Aim — Among the lines below, list those containing the string "components".
============================================================
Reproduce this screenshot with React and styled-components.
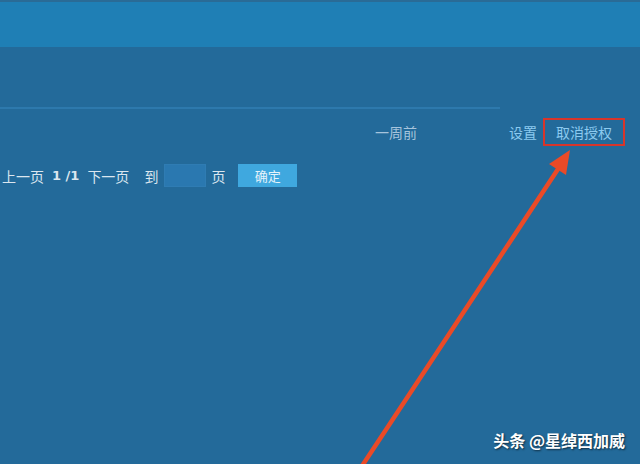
import React from 'react'
import styled, { createGlobalStyle } from 'styled-components'

const GlobalStyle = createGlobalStyle`
  html, body {
    margin: 0;
    padding: 0;
    background: #236a9a;
  }
  body {
    font-family: "Noto Sans CJK SC", "Liberation Sans", sans-serif;
  }
`

const Page = styled.div`
  position: relative;
  width: 640px;
  height: 464px;
  overflow: hidden;
  background: #236a9a;
`

const Header = styled.div`
  height: 47px;
  background: #1f7fb5;
  border-top: 2px solid #2a6b96;
  box-sizing: border-box;
`

const Content = styled.div`
  display: flex;
  flex-direction: column;
  padding-top: 60px;
`

const Divider = styled.div`
  width: 500px;
  height: 2px;
  background: #2d79ad;
`

const Row = styled.div`
  display: flex;
  align-items: center;
  height: 30px;
  margin-top: 8px;
  padding-left: 375px;
  padding-right: 15px;
`

const Time = styled.span`
  font-size: 14px;
  color: #a6c4dc;
`

const Actions = styled.div`
  display: flex;
  align-items: center;
  margin-left: auto;
  gap: 4px;
`

const Link = styled.a`
  font-size: 14px;
  color: #8ccaf0;
  text-decoration: none;
  padding: 2px ${p => (p.$boxed ? '11px' : '0')};
  border: 2px solid ${p => (p.$boxed ? '#d7352b' : 'transparent')};
  line-height: 20px;
`

const Pager = styled.div`
  display: flex;
  align-items: center;
  gap: 8px;
  margin-top: 17px;
  padding-left: 2px;
  font-size: 14px;
  color: #dbe6ef;
`

const Label = styled.span`
  margin-left: ${p => p.$shift || 0}px;
`

const Count = styled.b`
  font-family: "DejaVu Sans", sans-serif;
  font-size: 13px;
`

const PageInput = styled.input`
  width: 42px;
  height: 23px;
  box-sizing: border-box;
  margin-left: -2px;
  background: #2a78b0;
  border: 1px solid #2f7cb3;
  outline: none;
  padding: 0;
`

const GoButton = styled.button`
  width: 59px;
  height: 23px;
  margin-left: 5px;
  border: none;
  background: #3fa8df;
  color: #e6f3fb;
  font-family: inherit;
  font-size: 13px;
  padding: 0;
  cursor: pointer;
`

const Pointer = styled.svg`
  position: absolute;
  left: 0;
  top: 0;
  pointer-events: none;
`

const Watermark = styled.div`
  position: absolute;
  right: 15px;
  bottom: 12px;
  font-size: 16px;
  font-weight: 700;
  color: #ffffff;
  text-shadow: 1px 1px 2px rgba(0, 0, 0, 0.6);
`

export default function App() {
  return (
    <Page>
      <GlobalStyle />
      <Header />
      <Content>
        <Divider />
        <Row>
          <Time>一周前</Time>
          <Actions>
            <Link href="#">设置</Link>
            <Link href="#" $boxed>取消授权</Link>
          </Actions>
        </Row>
        <Pager>
          <Label>上一页</Label>
          <Count>1 /1</Count>
          <Label>下一页</Label>
          <Label $shift={7}>到</Label>
          <PageInput />
          <Label $shift={-3}>页</Label>
          <GoButton>确定</GoButton>
        </Pager>
      </Content>
      <Pointer width="640" height="464" viewBox="0 0 640 464">
        <line x1="362" y1="466" x2="562" y2="163" stroke="#ea4a27" strokeWidth="4.5" strokeLinecap="round" />
        <polygon points="570,150 566,175 549,164" fill="#ea4a27" />
      </Pointer>
      <Watermark>头条 @星绰西加威</Watermark>
    </Page>
  )
}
============================================================
Solution to this exercise —
Reproduce this screenshot with React and styled-components.
import styled, { createGlobalStyle } from 'styled-components'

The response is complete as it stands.